After Weinstein: why this year’s Oscars are make or break

Gwyneth Paltrow with Harvey Weinstein and others after Shakespeare in Love swept the 1999 Oscars.
Gwyneth Paltrow with Harvey Weinstein and others after Shakespeare in Love swept the 1999 Oscars. Photograph: Bob Riha Jr/Getty Images

And to think, we thought last year’s Oscars were unusual. Only six months ago, it looked as if the biggest drama this year’s ceremony could offer would be endless jokes about mixed-up envelopes and retracted acceptance speeches. Now, the movie industry is in a phase that would have once seemed unimaginable, even to people who have made billions from turning Kevin James into a movie star. Instead of throwing his annual pre-Oscars party in LA and strolling through the week like a self-satisfied God admiring his creation, multiply-accused rapist and former uber-producer Harvey Weinstein was last sighted getting smacked in the face by a member of the public in a restaurant in Arizona. Few falls have been harder and faster. For almost 30 years, Weinstein shaped the Oscars arguably more than anyone else by lobbying for his films with infamous dedication – claiming 81 Academy Awards in the process. He made the Oscars seem cool, by shepherding through films such as The Crying Game and Pulp Fiction, and he made them seem hopelessly mediocre, by bulldozing through tedious schlock such as Argo and Chicago. It is striking that his sudden absence from the event coincides with consideration of the first movies made under the tenure of President Trump. Like Trump, Weinstein was a notorious bully who frequently defended other bullies and worse (he was, for example, a very vocal defender of the child-rapist Roman Polanski). So, it will be fascinating to see if, over the next few years, film-makers take advantage of the fact that, while they live in a country in which an accused predator is president, their movies are no longer produced by one.
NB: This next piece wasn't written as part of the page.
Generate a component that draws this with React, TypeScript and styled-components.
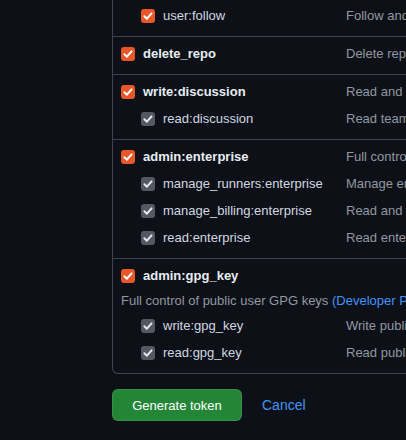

Meanwhile, the movie industry has spent the past few months openly reckoning with the long-accepted if rarely acknowledged truth that Hollywood is constructed on a system of sexual exploitation, reliant on the complicity and silence of those who work within it, and just because it has always been done this way does not make it right. It is depressing that it still feels shocking to acknowledge this out loud, like pointing out the emperor is not just nude but has been openly humping the servants and no one ever seemed to care.

If the Oscars are even a tenth as important as they emphatically insist they are, then this year’s event has to be a bellwether of change. If not, they will slip yet further into irrelevancy, something only for the old, the white and the out of touch. This has been a problem for the Oscars for some time. Former president of the Academy of Motion Picture Arts and Sciences Cheryl Boone Isaacs has spoken often about wanting to make the Academy itself – that is, the people who vote for the awards – more inclusive. Which she has, sort of: the year before she assumed the presidency, Oscar voters were 94% white and 77% male. Last year, they were 91% white and 76% male.

Of the many extraordinary things about the exposure of Weinstein, perhaps the most surprising is how what could potentially have been a movie industry-centric scandal became an international movement. It has revealed sexual exploitation in industries around the world and seized the imaginations of the public, male and female, who are now working through their own pasts and renegotiating sexual mores of the present and future. Hollywood, and to a certain extent the Oscars, is supposed to reflect the culture, and here we have a story that began in Hollywood and became the culture: if the Oscars don’t represent that, then they will look even more ridiculous than the time they gave the best picture award to Crash instead of Brokeback Mountain.

The Florida Project.
‘Genuinely original’ ... The Florida Project. Photograph: Cre Film/Kobal/REX/Shutterstock

The nominations this year show some awareness of that, while still betraying residuals of old habits. Darkest Hour and Dunkirk fulfil the de rigeur period-drama quotient. The Post while seemingly a feminist movie, is exposition-heavy silliness and was only nominated because Steven Spielberg, Tom Hanks and Meryl Streep, made it. It is a damn shame that it edged out The Florida Project, a genuinely original movie about class in the US. No film has captured the American zeitgeist like Get Out, and Jordan Peele got his deserved nominations for best film, best screenplay and best director. In the Oscars’ 90 years, he is only the fifth black film-maker to be nominated for the latter prize, just as Greta Gerwig is only the fifth woman to be nominated in the same category. Her film, Lady Bird, which – with its careful examination of female vulnerability and agency – is a properly feminist movie and a delight at that. Call Me By Your Name has rightly been adored by audiences, who no longer consider gay love stories outside the mainstream. Phantom Thread is an interesting exploration of male sociopathy, which also feels relevant.

However, the big winners are likely to be The Shape of Water – AKA Splash with magical realism – and Three Billboards Outside Ebbing, Missouri, a movie that is only watchable because of Frances McDormand. These feel like the compromise options, the middle ground between traditional Oscar choices and the new generation of film-makers engaging with the mood of the moment. The question will be whether the Oscars can go to the next level and start giving prizes to the truly relevant films. Because, like a certain shark from a movie Spielberg made long before The Post, there are only two options now: move forward or die.